I was attending a church with thousands of people. I sat in their midst every Sunday and flitted in and out hardly noticed because I was hurting so much I just couldn’t bring myself to risk engaging for fear of being hurt again. I put my wife through hell because I had hit the bottom of the valley and I didn’t have the strength to pull myself out of it.
I can count on one hand with fingers left over the number of people from that church who approached me out of concern. (I know more than that approached my wife showing concern for her and making sure she was OK. That’s all well and good and I appreciate they were concerned for her. That didn’t help me one bit and I was the one falling apart.)
I had over a thousand followers on twitter and hundreds of friends on facebook when I shut everything down. I can count on one hand the number of people who actually contacted me about it.
Most of these same people pat themselves on the back in social media about their concern for others and the ways they love to build community in the online and offline worlds.
But when I needed them almost all were nowhere to be found.

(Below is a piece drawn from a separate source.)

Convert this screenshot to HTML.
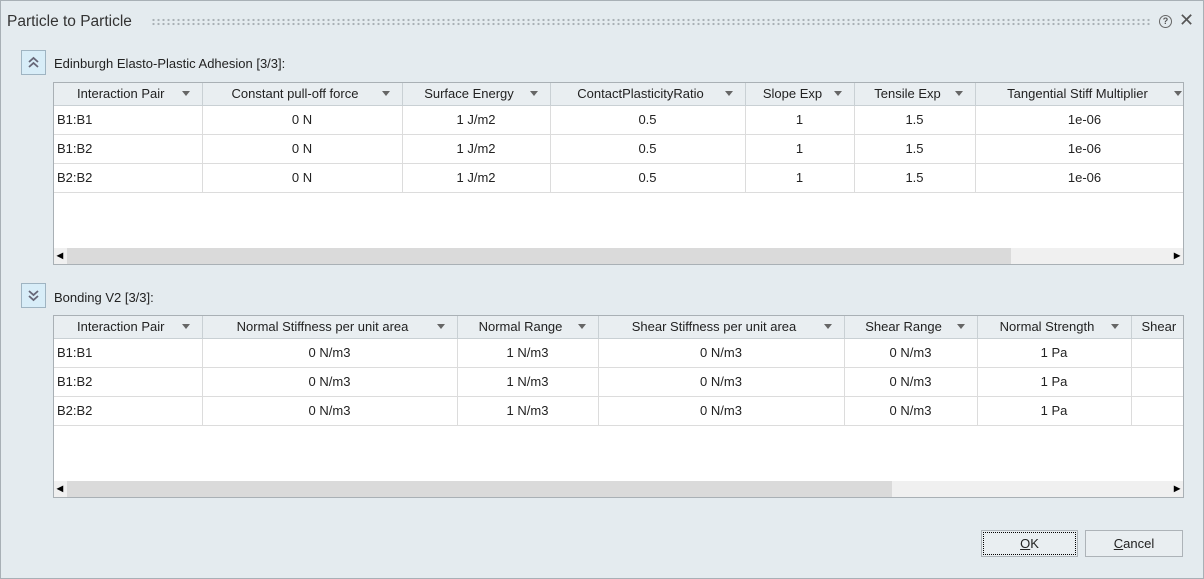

But part of me knows that had I actually ended my own life they would be out there posting things wondering why or expressing how they tried to reach out to me.
It’s because we’re disposable people.
When we’re in the midst of our times that we’re broken and need people to come along to help us we’re too much trouble. We’d much rather hang out at the coffee shop or trendy restaurant or nightclub than spend an evening sitting in someone’s living room just letting them cry. We can’t be bothered to invite someone to lunch who can’t advance our social ambitions or status just because they need to have someone tell them that they actually matter beyond being a number to put on the roll.

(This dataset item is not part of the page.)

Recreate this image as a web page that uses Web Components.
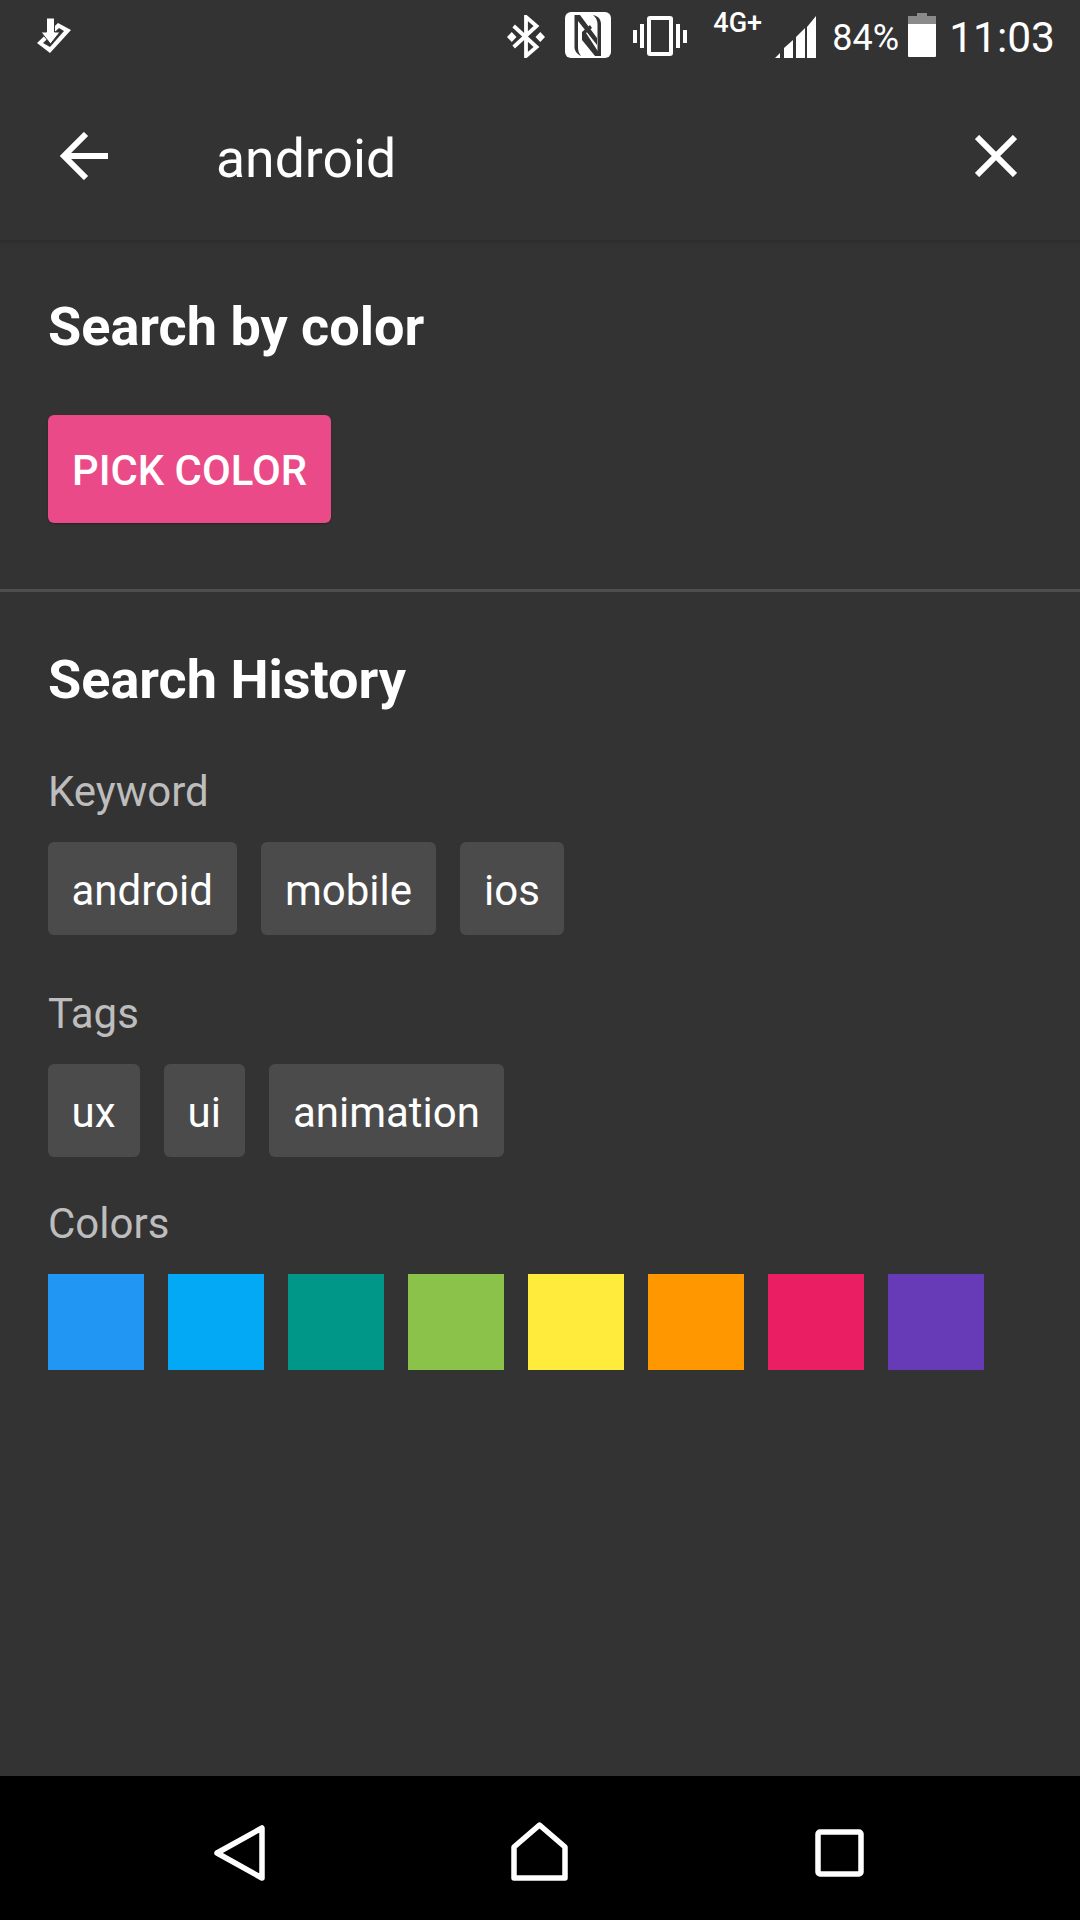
<!DOCTYPE html>
<html>
<head>
<meta charset="utf-8">
<title>Search</title>
<style>
  html, body { margin: 0; height: 100%; background: #333; }
  body { width: 1080px; height: 1920px; overflow: hidden; display: flex; flex-direction: column; font-family: Roboto, "Liberation Sans", sans-serif; color: #fff; }
  search-panel { flex: 1; }
</style>
</head>
<body>
  <search-header query="android"></search-header>
  <search-panel>
    <panel-section heading="Search by color" style="--pad-top:55px;--pad-bottom:66px;--heading-gap:56px">
      <pick-button>PICK COLOR</pick-button>
    </panel-section>
    <panel-section heading="Search History" style="--pad-top:56px;--border:none;--heading-gap:0px">
      <chip-group label="Keyword" style="--label-top:55px">
        <search-chip>android</search-chip>
        <search-chip>mobile</search-chip>
        <search-chip>ios</search-chip>
      </chip-group>
      <chip-group label="Tags" style="--label-top:54px">
        <search-chip>ux</search-chip>
        <search-chip>ui</search-chip>
        <search-chip>animation</search-chip>
      </chip-group>
      <chip-group label="Colors" style="--label-top:42px;--row-top:25px">
        <color-swatch color="#2196f3"></color-swatch>
        <color-swatch color="#03a9f4"></color-swatch>
        <color-swatch color="#009688"></color-swatch>
        <color-swatch color="#8bc34a"></color-swatch>
        <color-swatch color="#ffeb3b"></color-swatch>
        <color-swatch color="#ff9800"></color-swatch>
        <color-swatch color="#e91e63"></color-swatch>
        <color-swatch color="#673ab7"></color-swatch>
      </chip-group>
    </panel-section>
  </search-panel>
  <nav-bar></nav-bar>

<script>
class StatusBar extends HTMLElement {
  constructor() {
    super();
    this.shadowDOM = this.attachShadow({mode: 'open'});
  }

  connectedCallback() {
    this.shadowDOM.innerHTML = `
      <style>
        :host { display: flex; align-items: flex-start; height: 72px; padding: 0 25px 0 37px; color: #fff; font-family: Roboto, sans-serif; }
        svg { display: block; flex: none; fill: #fff; }
        .right { margin-left: auto; display: flex; align-items: flex-start; }
        .net { font-size: 27px; font-weight: 500; line-height: 20px; margin: 13px 12px 0 26px; width: 50px; white-space: nowrap; }
        .pct { font-size: 36px; line-height: 40px; margin: 18px 9px 0 16px; }
        .time { font-size: 42.500px; line-height: 50px; margin: 13px 0 0 13px; }
      </style>
      <svg width="34" height="35" viewBox="0 0 34 35" style="margin-top:18px">
        <path d="M0 25L21 5l13 7-21 23zM6 25l7 4 14-16-5-3z" fill-rule="evenodd"/>
        <path d="M9.500 0h8v14h5.500l-9.500 12L4 14h5.500z" stroke="#333" stroke-width="1"/>
      </svg>
      <div class="right">
        <svg width="38" height="43" viewBox="0 0 40 43" preserveAspectRatio="none" style="margin-top:15px">
          <path d="M7 11l24 21-11 9V2l11 9L7 32" fill="none" stroke="#fff" stroke-width="4"/>
          <path d="M5 17l5 5-5 5-5-5zM35 17l5 5-5 5-5-5z"/>
        </svg>
        <svg width="46" height="46" viewBox="0 0 46 46" style="margin:12px 0 0 20px">
          <rect width="46" height="46" rx="6"/>
          <g fill="#333">
            <path d="M9.500 3H15l17 23v7L13 9v26c0 4 1 6 3 9-4-2-6.500-5-6.500-9z"/>
            <path d="M17 20l8-7 2 3-6 5 15 23h-6L17 28z"/>
            <path d="M28 3c5 1 8 4 8 9v32h-3.500V12c0-4-2-7-4.500-9z"/>
          </g>
        </svg>
        <svg width="54" height="40" viewBox="0 0 54 40" style="margin:16px 0 0 22px">
          <path d="M17 0h20a3 3 0 0 1 3 3v34a3 3 0 0 1-3 3H17a3 3 0 0 1-3-3V3a3 3 0 0 1 3-3zM18 4v32h18V4z" fill-rule="evenodd"/>
          <rect y="14" width="4" height="13"/><rect x="7" y="8" width="4" height="24"/>
          <rect x="43" y="8" width="4" height="24"/><rect x="50" y="14" width="4" height="13"/>
        </svg>
        <span class="net">4G+</span>
        <svg width="41" height="42" viewBox="0 0 41 42" style="margin-top:16px">
          <path d="M0 42l5-5v5zM9 42V32l9-8v18zM21 42V21l9-9v30zM32 42V11L41 0v42z"/>
        </svg>
        <span class="pct">84%</span>
        <svg width="28" height="44" viewBox="0 0 28 44" style="margin-top:13px">
          <path d="M9 0h10v3h9v8H0V3h9z" fill="#8a8a8a"/>
          <path d="M0 11h28v32a1 1 0 0 1-1 1H1a1 1 0 0 1-1-1z"/>
        </svg>
        <span class="time">11:03</span>
      </div>
    `;
  }
}

class SearchHeader extends HTMLElement {
  constructor() {
    super();
    this.shadowDOM = this.attachShadow({mode: 'open'});
  }

  connectedCallback() {
    this.shadowDOM.innerHTML = `
      <style>
        :host { display: block; background: #333; box-shadow: 0 2px 4px rgba(0,0,0,.15); position: relative; z-index: 1; font-family: Roboto, sans-serif; }
        .bar { display: flex; align-items: center; height: 168px; padding: 0 63px 0 60px; }
        .query { flex: 1; font-size: 53.500px; line-height: 64px; color: #fff; margin: 5px 0 0 108px; }
        svg { display: block; flex: none; fill: none; stroke: #fff; stroke-width: 6; }
      </style>
      <status-bar></status-bar>
      <div class="bar">
        <svg width="48" height="48" viewBox="0 0 48 48"><path d="M48 24H4M26 2L4 24l22 22"/></svg>
        <span class="query">${this.getAttribute('query')}</span>
        <svg width="42" height="42" viewBox="0 0 42 42"><path d="M2 2l38 38M40 2L2 40"/></svg>
      </div>
    `;
  }
}

class PanelSection extends HTMLElement {
  constructor() {
    super();
    this.shadowDOM = this.attachShadow({mode: 'open'});
  }

  connectedCallback() {
    this.shadowDOM.innerHTML = `
      <style>
        :host { display: block; padding: var(--pad-top) 48px var(--pad-bottom, 0); border-bottom: var(--border, 3px solid #4e4e4e); font-family: Roboto, sans-serif; }
        h2 { margin: 0 0 var(--heading-gap); font-size: 54px; line-height: 64px; font-weight: 700; color: #fff; }
      </style>
      <h2>${this.getAttribute('heading')}</h2>
      <slot></slot>
    `;
  }
}

class PickButton extends HTMLElement {
  constructor() {
    super();
    this.shadowDOM = this.attachShadow({mode: 'open'});
    this.shadowDOM.innerHTML = `
      <style>
        :host { display: flex; width: fit-content; box-sizing: border-box; align-items: center; height: 108px; padding: 2px 24px 0; background: #ea4a88; border-radius: 6px; box-shadow: 0 1px 2px rgba(0,0,0,.3); color: #fff; font: 500 41.800px Roboto, sans-serif; }
      </style>
      <slot></slot>
    `;
  }
}

class ChipGroup extends HTMLElement {
  constructor() {
    super();
    this.shadowDOM = this.attachShadow({mode: 'open'});
  }

  connectedCallback() {
    this.shadowDOM.innerHTML = `
      <style>
        :host { display: block; font-family: Roboto, sans-serif; }
        .label { margin-top: var(--label-top); font-size: 42px; line-height: 50px; color: #bdbdbd; }
        .row { display: flex; flex-wrap: wrap; gap: 24px; margin-top: var(--row-top, 25px); }
      </style>
      <div class="label">${this.getAttribute('label')}</div>
      <div class="row"><slot></slot></div>
    `;
  }
}

class SearchChip extends HTMLElement {
  constructor() {
    super();
    this.shadowDOM = this.attachShadow({mode: 'open'});
    this.shadowDOM.innerHTML = `
      <style>
        :host { display: flex; box-sizing: border-box; align-items: center; height: 93px; padding: 4px 24.500px 0 23.500px; background: #4b4b4b; border-radius: 6px; color: #fff; font: 42px Roboto, sans-serif; }
      </style>
      <slot></slot>
    `;
  }
}

class ColorSwatch extends HTMLElement {
  constructor() {
    super();
    this.shadowDOM = this.attachShadow({mode: 'open'});
  }

  connectedCallback() {
    this.shadowDOM.innerHTML = `
      <style>
        :host { display: block; width: 96px; height: 96px; background: ${this.getAttribute('color')}; }
      </style>
    `;
  }
}

class NavBar extends HTMLElement {
  constructor() {
    super();
    this.shadowDOM = this.attachShadow({mode: 'open'});
    this.shadowDOM.innerHTML = `
      <style>
        :host { display: flex; align-items: flex-start; gap: 247px; height: 144px; background: #000; padding-left: 214px; }
        svg { display: block; flex: none; fill: none; stroke: #fff; stroke-width: 5.500; stroke-linejoin: round; }
      </style>
      <svg width="51" height="56" viewBox="0 0 51 56" style="margin-top:49px"><path d="M48 3v50L3 28z"/></svg>
      <svg width="57" height="59" viewBox="0 0 57 59" style="margin:46px 0 0 -1px"><path d="M3 56V25L28.500 3 54 25v31z"/></svg>
      <svg width="49" height="48" viewBox="0 0 49 48" style="margin-top:53px"><rect x="3" y="3" width="43" height="42" rx="2"/></svg>
    `;
  }
}

class SearchPanel extends HTMLElement {
  constructor() {
    super();
    this.shadowDOM = this.attachShadow({mode: 'open'});
    this.shadowDOM.innerHTML = `
      <style>
        :host { display: block; background: #333; }
      </style>
      <slot></slot>
    `;
  }
}

customElements.define('status-bar', StatusBar);
customElements.define('search-header', SearchHeader);
customElements.define('search-panel', SearchPanel);
customElements.define('panel-section', PanelSection);
customElements.define('pick-button', PickButton);
customElements.define('chip-group', ChipGroup);
customElements.define('search-chip', SearchChip);
customElements.define('color-swatch', ColorSwatch);
customElements.define('nav-bar', NavBar);
</script>
</body>
</html>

But when they do something drastic, they’re useful for a while because you can gain social media points by talking about them. You can gain some status in your social cliques (that you deny having but are immersed in like the proverbial frog in a pot of warming water) by talking about the ways you reached out and how it saddens you so much that you couldn’t be the difference maker in their lives. If they didn’t kill themselves and you COULD actually do something to help them come back, you don’t do it. You talk about what should be done but you don’t do it.
Eventually that person is right back in the same place they have been because no one wants to invest in disposable people.
The other aspect with disposable people is that we put the blame of the situation on them. It’s their fault for not reaching out. It’s their fault for not seeking professional help. It’s their fault for not joining a small group. It’s their fault for not trying to be more outgoing. It’s their fault for not investing enough into others to make real friendships. It’s their fault…blah blah blah.
Most of these people are using all the energy they have to make it through the day and put up the facade that the world…AND MOST CHRISTIANS…expect people to be putting up each day.
They can’t reach out the way their accusers want them to do it. Perhaps they’re introverted and social gatherings are hard for them to even attend. Perhaps they’ve been battling issues in their home life that suck up all their energy. There could be a myriad of reasons for why they’re doing what they’re doing but the bottom line is that they don’t have the groundspring of energy that the world and Christians expect people in difficult situations to maintain.
And the blame being put on them just makes them feel that much worse.
Seriously…stop and think about this. If you’re struggling to just get through the day, to wonder why you even want to keep breathing and facing the pain of the day, how does it make you feel to have someone who could be reaching out to help you say that it’s your fault no one really invests in their lives and that you need to get over your problem so you can find friends?
Can you see how idiotic it is to do that?
Yet that’s exactly the position many of us take with the disposable people.
That way we can say we tried to help them.
And social media is a great way to get off that easy.
I’m not saying you can’t make friends via social media. Over this year, I’ve developed some real friendships. I have guys I’ve met on twitter like Michael Perkins who if he knew I was really in danger would get in his car and drive to my house. However, the overwhelming majority of “friends” or people who would say they’re “friends” wouldn’t do that for me. It would mostly because they don’t know me well enough to know the warning signs that something is wrong. (Which, by the way, is an excuse I heard last fall. People didn’t know. I’m sorry, when your wife is tweeting or posting about her husband sitting in a bathtub for five hours at a stretch, that’s a big headline something’s wrong.)
I try to be a friend to the people I know via twitter or facebook. I try to help when I can. I send money the times that we have it (although not as much since I lost my job back in March.) I offer to help people locally if they need it (although most people never respond to my offers to help.)
You see, I know I’m disposable to most of them. I don’t matter at all.
But they would be lamenting in social media if something happened to me.
That’s not the mark of a friend. That’s barely the mark of an acquaintance.
We need to stop seeing other people as disposable. If God brings someone across our path there’s a reason for it. We need to not devalue that person because of what they can give us or not give us. We need to stop trying to friend or suck up to people because of what they can give us as well. We need to view people as God views them and show the same love and concern for them that God has for them.
If we call ourselves Christians then we need to reflect Jesus. We have a bad habit of not doing it to the disposable people we see every Sunday.
I’m sorry if this post bothers you, upsets you or ticks you off. I’m just being real as someone who walked the road of depression and struggle and challenge and desperation.
People who feel that way don’t need your false online expressions of concern or cliched phrases in passing when you cross our paths.
They need you to live out what you claim online that you believe.
(Repeating the disclaimer: in the above post, I want to make it clear that I am NOT necessarily talking about the people connected to Trey Pennington during his life. The situation with Trey made me think about situations in my own life and that is what has been referred to in this posting. If you are a friend of Trey’s, know you are in my prayers as you deal with this and that since I don’t know you the things after this point cannot be about you as far as I know.)